Et il n'y pas que les hommes à se faire du souci. Seynabou Diagne, vendeuse de poisson au marché de Tilène, avoue se trouver dans une situation assez complexe. Son époux est au chômage depuis presque deux ans, du coup, elle se retrouve seule à subvenir aux besoins familiaux. ''J'arrive difficilement à joindre les deux bouts'', confesse la dame. Néanmoins, elle a déjà inscrit ses trois garçons à l'école, et il ne lui reste qu'à payer le mouton. Elle espère y arriver à la fin de ce mois si son commerce marche bien.

Binta Ngom, commerçante, constate que d'année en année les dépenses deviennent plus lourdes car tout est devenu cher au Sénégal. Elle soutient que son mari n'a pas encore acheter le mouton de Tabaski, mais s'est déjà acquitté de l'inscription de leurs enfants à l'école.

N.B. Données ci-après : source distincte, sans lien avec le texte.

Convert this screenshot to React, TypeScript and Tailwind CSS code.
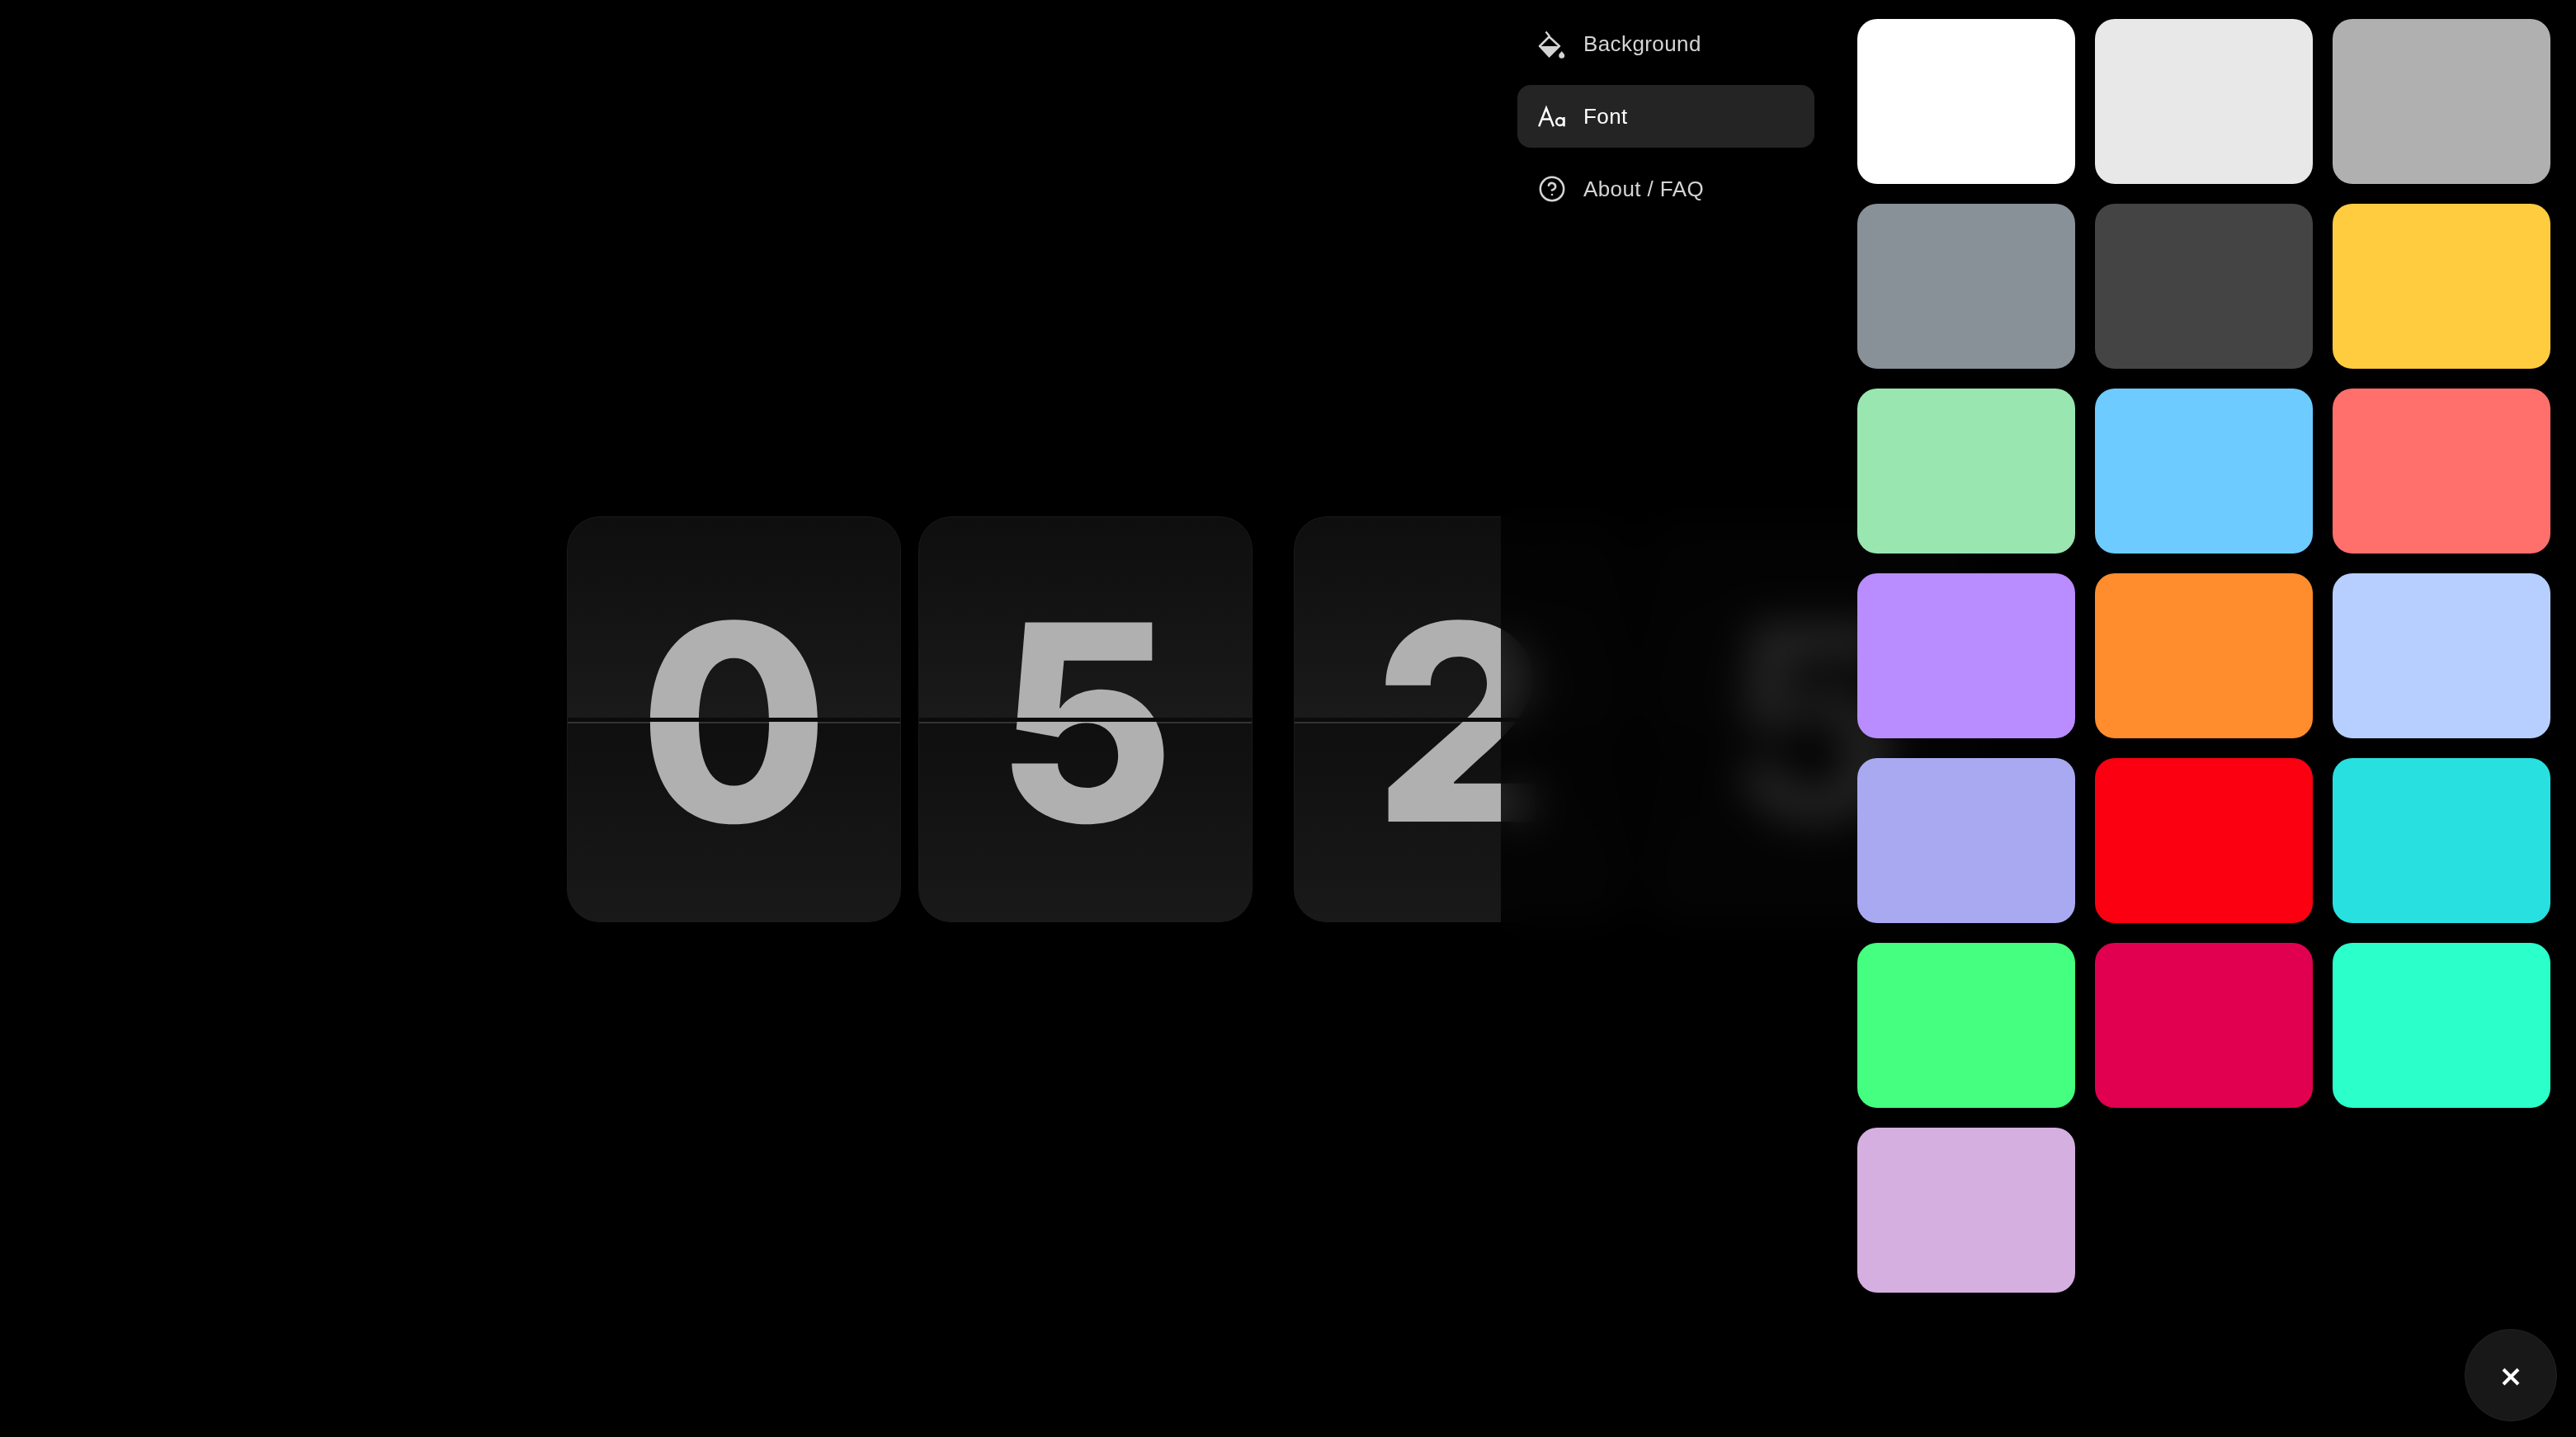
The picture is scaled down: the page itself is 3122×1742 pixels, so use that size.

Et en soutien à son mari, Mme Ngom a pris en charge l'habillement des enfants pour la rentrée scolaire et la Tabaski.

 

L'indice chez les vendeurs d'articles scolaires

Il faut se rendre chez des vendeurs de fournitures scolaires pour avoir une idée du côté où penche le choix immédiat entre scolarité et fête du mouton. Les articles scolaires ne s'écoulent pas bien pour le moment. L'affluence est faible alors que la rentrée des classes est fixée au 3 octobre. A Sandaga, la plupart des libraires dites ''par terre'' se plaignent de ce que la proximité entre la rentrée scolaire et la fête de Tabaski hypothèque leur commerce. Ils ont la forte impression que les clients sont davantage concentrés sur la fête que sur l'ouverture des classes. Or, justement eux ont besoin d'écouler leurs produits pour préparer la Tabaski. Anxieux, Ousmane samb, vendeur de livres, s'alarme : à ce rythme, il n'aura aucun sou pour payer son mouton : ''Je serai obligé de prendre un crédit chez un ami pour pouvoir subvenir à quelques dépenses pour la fête.'' A moins que le vœu de la septuagénaire Maguette Guèye, trouvée à la Gueule Tapée, ne soit exaucé, à savoir que ''la date d’ouverture des classes ne soit décalée de trois à quatre semaines après la Tabaski''.

Cependant, le choix casse-tête n'est pas l'affaire de Ndiaga Sylla. Disant en avoir marre de voir ses enfants éconduits de l’école, faute de fourniture, il a opté de les orienter vers le village artisanal de Soumbédioune, pour être formé  à des métiers. Pour lui, le seul souci reste le mouton.